>> start DATA SECTION
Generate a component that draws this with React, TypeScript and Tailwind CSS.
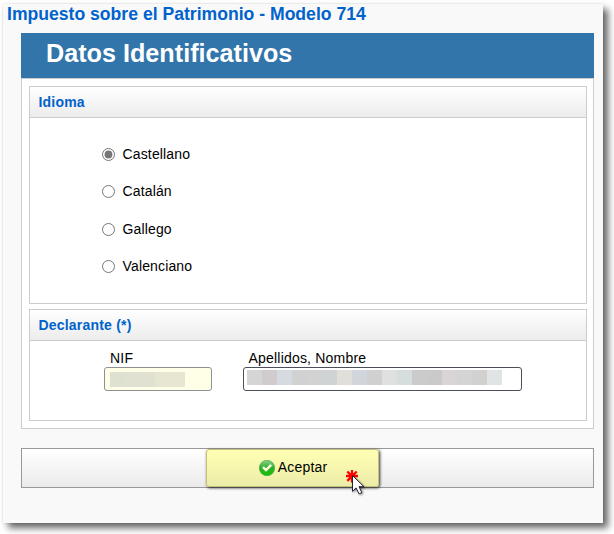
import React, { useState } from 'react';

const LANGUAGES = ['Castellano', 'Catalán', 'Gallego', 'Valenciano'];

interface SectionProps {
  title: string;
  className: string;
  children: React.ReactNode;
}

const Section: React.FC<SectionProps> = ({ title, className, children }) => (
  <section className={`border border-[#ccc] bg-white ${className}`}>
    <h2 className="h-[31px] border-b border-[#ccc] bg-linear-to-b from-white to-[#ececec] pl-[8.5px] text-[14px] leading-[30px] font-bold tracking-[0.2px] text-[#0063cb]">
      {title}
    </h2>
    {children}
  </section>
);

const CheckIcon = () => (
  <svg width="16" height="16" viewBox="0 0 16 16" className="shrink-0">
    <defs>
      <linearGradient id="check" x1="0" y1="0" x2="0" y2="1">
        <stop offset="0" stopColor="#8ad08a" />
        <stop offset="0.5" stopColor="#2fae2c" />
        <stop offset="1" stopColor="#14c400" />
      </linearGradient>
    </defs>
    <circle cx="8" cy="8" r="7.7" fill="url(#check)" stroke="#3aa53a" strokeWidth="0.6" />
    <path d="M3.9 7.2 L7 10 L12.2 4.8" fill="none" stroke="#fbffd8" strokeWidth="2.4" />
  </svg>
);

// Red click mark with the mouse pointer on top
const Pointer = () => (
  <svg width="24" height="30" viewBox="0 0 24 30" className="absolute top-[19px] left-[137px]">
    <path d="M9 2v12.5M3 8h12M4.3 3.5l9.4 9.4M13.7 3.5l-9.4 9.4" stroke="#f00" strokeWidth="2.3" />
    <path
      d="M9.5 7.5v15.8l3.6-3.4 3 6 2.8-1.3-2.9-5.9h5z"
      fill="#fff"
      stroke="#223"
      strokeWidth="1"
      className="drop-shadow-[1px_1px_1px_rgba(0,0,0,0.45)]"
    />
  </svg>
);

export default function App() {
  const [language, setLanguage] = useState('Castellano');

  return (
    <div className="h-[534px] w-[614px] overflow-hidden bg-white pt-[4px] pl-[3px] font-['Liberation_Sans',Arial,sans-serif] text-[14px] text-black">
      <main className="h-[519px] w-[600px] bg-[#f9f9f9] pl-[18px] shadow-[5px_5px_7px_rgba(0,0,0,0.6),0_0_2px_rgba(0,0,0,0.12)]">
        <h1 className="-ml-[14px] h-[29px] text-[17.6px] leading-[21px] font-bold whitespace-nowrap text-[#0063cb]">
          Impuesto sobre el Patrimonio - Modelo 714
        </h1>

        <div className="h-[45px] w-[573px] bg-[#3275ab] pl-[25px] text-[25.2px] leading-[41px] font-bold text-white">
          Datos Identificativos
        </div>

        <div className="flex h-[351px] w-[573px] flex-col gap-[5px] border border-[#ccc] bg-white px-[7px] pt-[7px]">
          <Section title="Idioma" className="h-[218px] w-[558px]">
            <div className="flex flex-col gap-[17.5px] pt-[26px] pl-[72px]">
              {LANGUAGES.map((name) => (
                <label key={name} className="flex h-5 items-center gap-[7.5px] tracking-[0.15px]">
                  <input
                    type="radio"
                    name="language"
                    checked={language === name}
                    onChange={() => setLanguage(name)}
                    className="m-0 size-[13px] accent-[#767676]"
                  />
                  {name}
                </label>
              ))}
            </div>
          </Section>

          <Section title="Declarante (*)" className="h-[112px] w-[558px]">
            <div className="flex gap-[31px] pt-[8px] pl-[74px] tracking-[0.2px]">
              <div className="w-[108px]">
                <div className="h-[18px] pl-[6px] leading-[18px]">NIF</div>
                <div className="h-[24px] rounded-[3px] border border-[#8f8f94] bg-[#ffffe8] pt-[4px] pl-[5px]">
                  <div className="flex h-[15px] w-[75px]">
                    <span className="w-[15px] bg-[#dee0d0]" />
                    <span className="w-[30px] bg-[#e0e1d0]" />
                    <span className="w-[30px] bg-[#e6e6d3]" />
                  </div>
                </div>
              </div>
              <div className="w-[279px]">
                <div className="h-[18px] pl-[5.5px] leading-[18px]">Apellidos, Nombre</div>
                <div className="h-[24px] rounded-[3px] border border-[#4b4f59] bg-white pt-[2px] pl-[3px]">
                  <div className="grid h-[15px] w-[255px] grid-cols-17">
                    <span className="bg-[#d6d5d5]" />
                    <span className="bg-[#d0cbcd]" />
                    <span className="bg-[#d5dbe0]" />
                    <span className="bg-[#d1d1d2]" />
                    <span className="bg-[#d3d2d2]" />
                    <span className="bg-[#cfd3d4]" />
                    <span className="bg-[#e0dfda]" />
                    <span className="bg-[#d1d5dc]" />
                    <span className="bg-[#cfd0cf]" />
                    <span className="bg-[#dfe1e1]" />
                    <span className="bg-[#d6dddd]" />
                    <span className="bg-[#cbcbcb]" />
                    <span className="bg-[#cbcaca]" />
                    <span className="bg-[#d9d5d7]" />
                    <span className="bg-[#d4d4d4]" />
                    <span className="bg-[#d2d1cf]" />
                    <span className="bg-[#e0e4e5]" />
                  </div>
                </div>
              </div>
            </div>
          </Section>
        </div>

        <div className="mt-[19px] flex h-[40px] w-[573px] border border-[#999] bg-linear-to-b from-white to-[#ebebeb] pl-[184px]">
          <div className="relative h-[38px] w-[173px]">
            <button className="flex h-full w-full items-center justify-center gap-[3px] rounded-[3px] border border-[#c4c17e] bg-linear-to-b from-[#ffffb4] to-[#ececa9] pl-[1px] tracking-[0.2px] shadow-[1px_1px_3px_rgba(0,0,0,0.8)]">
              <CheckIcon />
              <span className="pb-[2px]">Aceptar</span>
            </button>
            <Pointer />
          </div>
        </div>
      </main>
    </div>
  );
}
>> end DATA SECTION
PROBLEM STATEMENT:
Reproduce exactly the run of lines that opens the listing and closes with the line holding "['Castellano', 'Catalán', 'Gallego', 'Valenciano'];". Pictures are excluded.

WORKED ANSWER:
Generate a component that draws this with React, TypeScript and Tailwind CSS.
import React, { useState } from 'react';

const LANGUAGES = ['Castellano', 'Catalán', 'Gallego', 'Valenciano'];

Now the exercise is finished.